> **WHAT YOU ARE ASKED TO DO**: Every line below is to be copied exactly, with the pictures left out.

Start RECORDED INFORMATION

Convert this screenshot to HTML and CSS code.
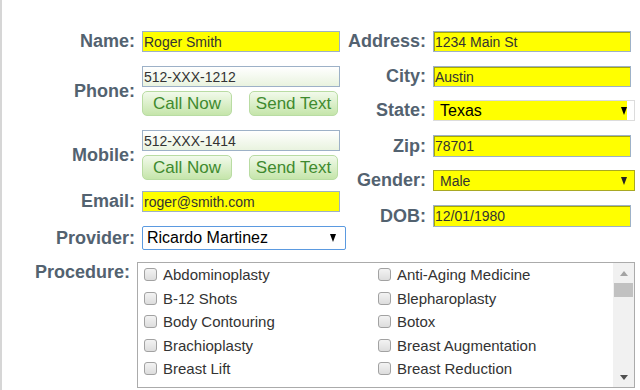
FILE: index.html
```html
<!DOCTYPE html>
<html>
<head>
<meta charset="utf-8">
<link rel="stylesheet" href="styles.css">
</head>
<body>
<div class="page">
  <div class="top">
    <div class="col col-left">
      <div class="row">
        <label class="lbl">Name:</label>
        <input class="input yellow" value="Roger Smith">
      </div>
      <div class="row">
        <label class="lbl">Phone:</label>
        <div class="phone-field">
          <input class="input phone" value="512-XXX-1212">
          <div class="btns">
            <button class="btn call">Call Now</button>
            <button class="btn text">Send Text</button>
          </div>
        </div>
      </div>
      <div class="row">
        <label class="lbl">Mobile:</label>
        <div class="phone-field">
          <input class="input phone" value="512-XXX-1414">
          <div class="btns">
            <button class="btn call">Call Now</button>
            <button class="btn text">Send Text</button>
          </div>
        </div>
      </div>
      <div class="row r-email">
        <label class="lbl">Email:</label>
        <input class="input yellow" value="roger@smith.com">
      </div>
      <div class="row">
        <label class="lbl">Provider:</label>
        <div class="select sel-provider"><span>Ricardo Martinez</span><span class="arrow"></span></div>
      </div>
    </div>
    <div class="col col-right">
      <div class="row">
        <label class="lbl">Address:</label>
        <input class="input yellow inset" value="1234 Main St">
      </div>
      <div class="row r-plus">
        <label class="lbl">City:</label>
        <input class="input yellow inset" value="Austin">
      </div>
      <div class="row">
        <label class="lbl">State:</label>
        <div class="select sel-state"><span>Texas</span><span class="arrow"></span></div>
      </div>
      <div class="row r-plus">
        <label class="lbl">Zip:</label>
        <input class="input yellow inset tall" value="78701">
      </div>
      <div class="row">
        <label class="lbl">Gender:</label>
        <div class="select sel-gender"><span>Male</span><span class="arrow"></span></div>
      </div>
      <div class="row r-plus">
        <label class="lbl">DOB:</label>
        <input class="input yellow inset tall" value="12/01/1980">
      </div>
    </div>
  </div>
  <div class="procedure">
    <label class="lbl">Procedure:</label>
    <div class="box">
      <div class="list">
        <label class="item"><input type="checkbox">Abdominoplasty</label>
        <label class="item"><input type="checkbox">Anti-Aging Medicine</label>
        <label class="item"><input type="checkbox">B-12 Shots</label>
        <label class="item"><input type="checkbox">Blepharoplasty</label>
        <label class="item"><input type="checkbox">Body Contouring</label>
        <label class="item"><input type="checkbox">Botox</label>
        <label class="item"><input type="checkbox">Brachioplasty</label>
        <label class="item"><input type="checkbox">Breast Augmentation</label>
        <label class="item"><input type="checkbox">Breast Lift</label>
        <label class="item"><input type="checkbox">Breast Reduction</label>
      </div>
      <div class="scrollbar">
        <div class="sb-btn sb-up"><span class="tri-up"></span></div>
        <div class="thumb"></div>
        <div class="sb-space"></div>
        <div class="sb-btn sb-down"><span class="tri-down"></span></div>
      </div>
    </div>
  </div>
</div>
</body>
</html>
```
FILE: styles.css
```css
html, body {
  margin: 0;
  padding: 0;
  background: #fff;
  font-family: "Liberation Sans", Arial, sans-serif;
}

.page {
  border-left: 2px solid #d6d6d6;
  height: 390px;
  box-sizing: border-box;
  padding-top: 31px;
  overflow: hidden;
}

.top {
  display: flex;
}

.col {
  display: flex;
  flex-direction: column;
}

.col-left {
  width: 338px;
  flex: none;
  gap: 14px;
}

.col-right {
  gap: 13px;
}

.row {
  display: flex;
  align-items: center;
  gap: 7px;
}

.r-email {
  margin-top: -3px;
}

.r-plus {
  margin-top: 1px;
}

.lbl {
  flex: none;
  text-align: right;
  font-weight: bold;
  font-size: 18px;
  line-height: 21px;
  color: #536270;
}

.col-left .lbl {
  width: 133px;
}

.col-right .lbl {
  width: 86px;
}

.input {
  flex: none;
  width: 198px;
  height: 21px;
  box-sizing: border-box;
  margin: 0;
  border: 1px solid #9db1c7;
  padding: 0 1px;
  font-family: "Liberation Sans", Arial, sans-serif;
  font-size: 14px;
  color: #333;
  outline: none;
}

.tall {
  height: 22px;
}

.yellow {
  background: #ffff00;
}

.inset {
  box-shadow: inset 1px 1px 0 #a8a800;
}

.phone {
  background: linear-gradient(#ffffff, #e9f3df);
}

.phone-field {
  flex: none;
  display: flex;
  flex-direction: column;
  gap: 4px;
  width: 198px;
}

.btns {
  display: flex;
  gap: 17px;
}

.btn {
  height: 25px;
  box-sizing: border-box;
  margin: 0;
  padding: 0;
  border: 1px solid #b9dca3;
  border-radius: 5px;
  background: linear-gradient(#f2faeb, #c5e5aa);
  color: #3f8a2f;
  font-family: "Liberation Sans", Arial, sans-serif;
  font-size: 17px;
  line-height: 23px;
}

.btn.call {
  width: 90px;
}

.btn.text {
  width: 89px;
}

.select {
  flex: none;
  display: flex;
  align-items: center;
  justify-content: space-between;
  box-sizing: border-box;
  height: 21px;
  font-family: "Liberation Sans", Arial, sans-serif;
}

.arrow {
  width: 0;
  height: 0;
  border-left: 3.5px solid transparent;
  border-right: 3.5px solid transparent;
  border-top: 8px solid #000;
}

.sel-state {
  width: 202px;
  border: 1px solid #dcdcdc;
  background: linear-gradient(to right, #ffff00 193px, #ffffff 193px);
  padding: 0 7px 0 6px;
  font-size: 16px;
  color: #000;
}

.sel-gender {
  width: 202px;
  border: 1px solid #a8a823;
  background: #ffff00;
  padding: 0 7px 0 6px;
  font-size: 14px;
  color: #333;
}

.sel-gender .arrow {
  border-top-color: #222;
}

.sel-provider {
  width: 204px;
  height: 24px;
  border: 1px solid #5b9ae0;
  border-radius: 2px;
  background: #fff;
  padding: 0 9px 0 4px;
  font-size: 16px;
  color: #000;
}

.procedure {
  display: flex;
  align-items: flex-start;
  gap: 7px;
  margin-top: 12px;
}

.procedure .lbl {
  width: 128px;
}

.box {
  width: 498px;
  height: 126px;
  box-sizing: border-box;
  border: 1px solid #ababab;
  display: flex;
}

.list {
  flex: 1;
  overflow: hidden;
  display: grid;
  grid-template-columns: 234px 1fr;
  grid-auto-rows: 23.5px;
  align-content: start;
  padding-left: 6px;
}

.item {
  display: flex;
  align-items: center;
  gap: 6px;
  font-size: 15px;
  color: #333;
  white-space: nowrap;
}

.item input {
  appearance: none;
  -webkit-appearance: none;
  flex: none;
  width: 13px;
  height: 13px;
  margin: 0;
  box-sizing: border-box;
  border: 1px solid #a2a2a2;
  border-radius: 3px;
  background: linear-gradient(#f3f3f3, #dddddd);
}

.scrollbar {
  width: 21px;
  flex: none;
  background: #f1f1f1;
  display: flex;
  flex-direction: column;
  align-items: center;
}

.sb-btn {
  width: 100%;
  height: 20px;
  display: flex;
  align-items: center;
  justify-content: center;
}

.tri-up {
  width: 0;
  height: 0;
  border-left: 4.5px solid transparent;
  border-right: 4.5px solid transparent;
  border-bottom: 5px solid #a3a3a3;
}

.tri-down {
  width: 0;
  height: 0;
  border-left: 4.5px solid transparent;
  border-right: 4.5px solid transparent;
  border-top: 5px solid #505050;
}

.thumb {
  width: 19px;
  height: 14px;
  background: #c1c1c1;
}

.sb-space {
  flex: 1;
}
```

End RECORDED INFORMATION

> **ANSWER TO THE TASK**:
Convert this screenshot to HTML and CSS code.
FILE: index.html
```html
<!DOCTYPE html>
<html>
<head>
<meta charset="utf-8">
<link rel="stylesheet" href="styles.css">
</head>
<body>
<div class="page">
  <div class="top">
    <div class="col col-left">
      <div class="row">
        <label class="lbl">Name:</label>
        <input class="input yellow" value="Roger Smith">
      </div>
      <div class="row">
        <label class="lbl">Phone:</label>
        <div class="phone-field">
          <input class="input phone" value="512-XXX-1212">
          <div class="btns">
            <button class="btn call">Call Now</button>
            <button class="btn text">Send Text</button>
          </div>
        </div>
      </div>
      <div class="row">
        <label class="lbl">Mobile:</label>
        <div class="phone-field">
          <input class="input phone" value="512-XXX-1414">
          <div class="btns">
            <button class="btn call">Call Now</button>
            <button class="btn text">Send Text</button>
          </div>
        </div>
      </div>
      <div class="row r-email">
        <label class="lbl">Email:</label>
        <input class="input yellow" value="roger@smith.com">
      </div>
      <div class="row">
        <label class="lbl">Provider:</label>
        <div class="select sel-provider"><span>Ricardo Martinez</span><span class="arrow"></span></div>
      </div>
    </div>
    <div class="col col-right">
      <div class="row">
        <label class="lbl">Address:</label>
        <input class="input yellow inset" value="1234 Main St">
      </div>
      <div class="row r-plus">
        <label class="lbl">City:</label>
        <input class="input yellow inset" value="Austin">
      </div>
      <div class="row">
        <label class="lbl">State:</label>
        <div class="select sel-state"><span>Texas</span><span class="arrow"></span></div>
      </div>
      <div class="row r-plus">
        <label class="lbl">Zip:</label>
        <input class="input yellow inset tall" value="78701">
      </div>
      <div class="row">
        <label class="lbl">Gender:</label>
        <div class="select sel-gender"><span>Male</span><span class="arrow"></span></div>
      </div>
      <div class="row r-plus">
        <label class="lbl">DOB:</label>
        <input class="input yellow inset tall" value="12/01/1980">
      </div>
    </div>
  </div>
  <div class="procedure">
    <label class="lbl">Procedure:</label>
    <div class="box">
      <div class="list">
        <label class="item"><input type="checkbox">Abdominoplasty</label>
        <label class="item"><input type="checkbox">Anti-Aging Medicine</label>
        <label class="item"><input type="checkbox">B-12 Shots</label>
        <label class="item"><input type="checkbox">Blepharoplasty</label>
        <label class="item"><input type="checkbox">Body Contouring</label>
        <label class="item"><input type="checkbox">Botox</label>
        <label class="item"><input type="checkbox">Brachioplasty</label>
        <label class="item"><input type="checkbox">Breast Augmentation</label>
        <label class="item"><input type="checkbox">Breast Lift</label>
        <label class="item"><input type="checkbox">Breast Reduction</label>
      </div>
      <div class="scrollbar">
        <div class="sb-btn sb-up"><span class="tri-up"></span></div>
        <div class="thumb"></div>
        <div class="sb-space"></div>
        <div class="sb-btn sb-down"><span class="tri-down"></span></div>
      </div>
    </div>
  </div>
</div>
</body>
</html>
```
FILE: styles.css
```css
html, body {
  margin: 0;
  padding: 0;
  background: #fff;
  font-family: "Liberation Sans", Arial, sans-serif;
}

.page {
  border-left: 2px solid #d6d6d6;
  height: 390px;
  box-sizing: border-box;
  padding-top: 31px;
  overflow: hidden;
}

.top {
  display: flex;
}

.col {
  display: flex;
  flex-direction: column;
}

.col-left {
  width: 338px;
  flex: none;
  gap: 14px;
}

.col-right {
  gap: 13px;
}

.row {
  display: flex;
  align-items: center;
  gap: 7px;
}

.r-email {
  margin-top: -3px;
}

.r-plus {
  margin-top: 1px;
}

.lbl {
  flex: none;
  text-align: right;
  font-weight: bold;
  font-size: 18px;
  line-height: 21px;
  color: #536270;
}

.col-left .lbl {
  width: 133px;
}

.col-right .lbl {
  width: 86px;
}

.input {
  flex: none;
  width: 198px;
  height: 21px;
  box-sizing: border-box;
  margin: 0;
  border: 1px solid #9db1c7;
  padding: 0 1px;
  font-family: "Liberation Sans", Arial, sans-serif;
  font-size: 14px;
  color: #333;
  outline: none;
}

.tall {
  height: 22px;
}

.yellow {
  background: #ffff00;
}

.inset {
  box-shadow: inset 1px 1px 0 #a8a800;
}

.phone {
  background: linear-gradient(#ffffff, #e9f3df);
}

.phone-field {
  flex: none;
  display: flex;
  flex-direction: column;
  gap: 4px;
  width: 198px;
}

.btns {
  display: flex;
  gap: 17px;
}

.btn {
  height: 25px;
  box-sizing: border-box;
  margin: 0;
  padding: 0;
  border: 1px solid #b9dca3;
  border-radius: 5px;
  background: linear-gradient(#f2faeb, #c5e5aa);
  color: #3f8a2f;
  font-family: "Liberation Sans", Arial, sans-serif;
  font-size: 17px;
  line-height: 23px;
}

.btn.call {
  width: 90px;
}

.btn.text {
  width: 89px;
}

.select {
  flex: none;
  display: flex;
  align-items: center;
  justify-content: space-between;
  box-sizing: border-box;
  height: 21px;
  font-family: "Liberation Sans", Arial, sans-serif;
}

.arrow {
  width: 0;
  height: 0;
  border-left: 3.5px solid transparent;
  border-right: 3.5px solid transparent;
  border-top: 8px solid #000;
}

.sel-state {
  width: 202px;
  border: 1px solid #dcdcdc;
  background: linear-gradient(to right, #ffff00 193px, #ffffff 193px);
  padding: 0 7px 0 6px;
  font-size: 16px;
  color: #000;
}

.sel-gender {
  width: 202px;
  border: 1px solid #a8a823;
  background: #ffff00;
  padding: 0 7px 0 6px;
  font-size: 14px;
  color: #333;
}

.sel-gender .arrow {
  border-top-color: #222;
}

.sel-provider {
  width: 204px;
  height: 24px;
  border: 1px solid #5b9ae0;
  border-radius: 2px;
  background: #fff;
  padding: 0 9px 0 4px;
  font-size: 16px;
  color: #000;
}

.procedure {
  display: flex;
  align-items: flex-start;
  gap: 7px;
  margin-top: 12px;
}

.procedure .lbl {
  width: 128px;
}

.box {
  width: 498px;
  height: 126px;
  box-sizing: border-box;
  border: 1px solid #ababab;
  display: flex;
}

.list {
  flex: 1;
  overflow: hidden;
  display: grid;
  grid-template-columns: 234px 1fr;
  grid-auto-rows: 23.5px;
  align-content: start;
  padding-left: 6px;
}

.item {
  display: flex;
  align-items: center;
  gap: 6px;
  font-size: 15px;
  color: #333;
  white-space: nowrap;
}

.item input {
  appearance: none;
  -webkit-appearance: none;
  flex: none;
  width: 13px;
  height: 13px;
  margin: 0;
  box-sizing: border-box;
  border: 1px solid #a2a2a2;
  border-radius: 3px;
  background: linear-gradient(#f3f3f3, #dddddd);
}

.scrollbar {
  width: 21px;
  flex: none;
  background: #f1f1f1;
  display: flex;
  flex-direction: column;
  align-items: center;
}

.sb-btn {
  width: 100%;
  height: 20px;
  display: flex;
  align-items: center;
  justify-content: center;
}

.tri-up {
  width: 0;
  height: 0;
  border-left: 4.5px solid transparent;
  border-right: 4.5px solid transparent;
  border-bottom: 5px solid #a3a3a3;
}

.tri-down {
  width: 0;
  height: 0;
  border-left: 4.5px solid transparent;
  border-right: 4.5px solid transparent;
  border-top: 5px solid #505050;
}

.thumb {
  width: 19px;
  height: 14px;
  background: #c1c1c1;
}

.sb-space {
  flex: 1;
}
```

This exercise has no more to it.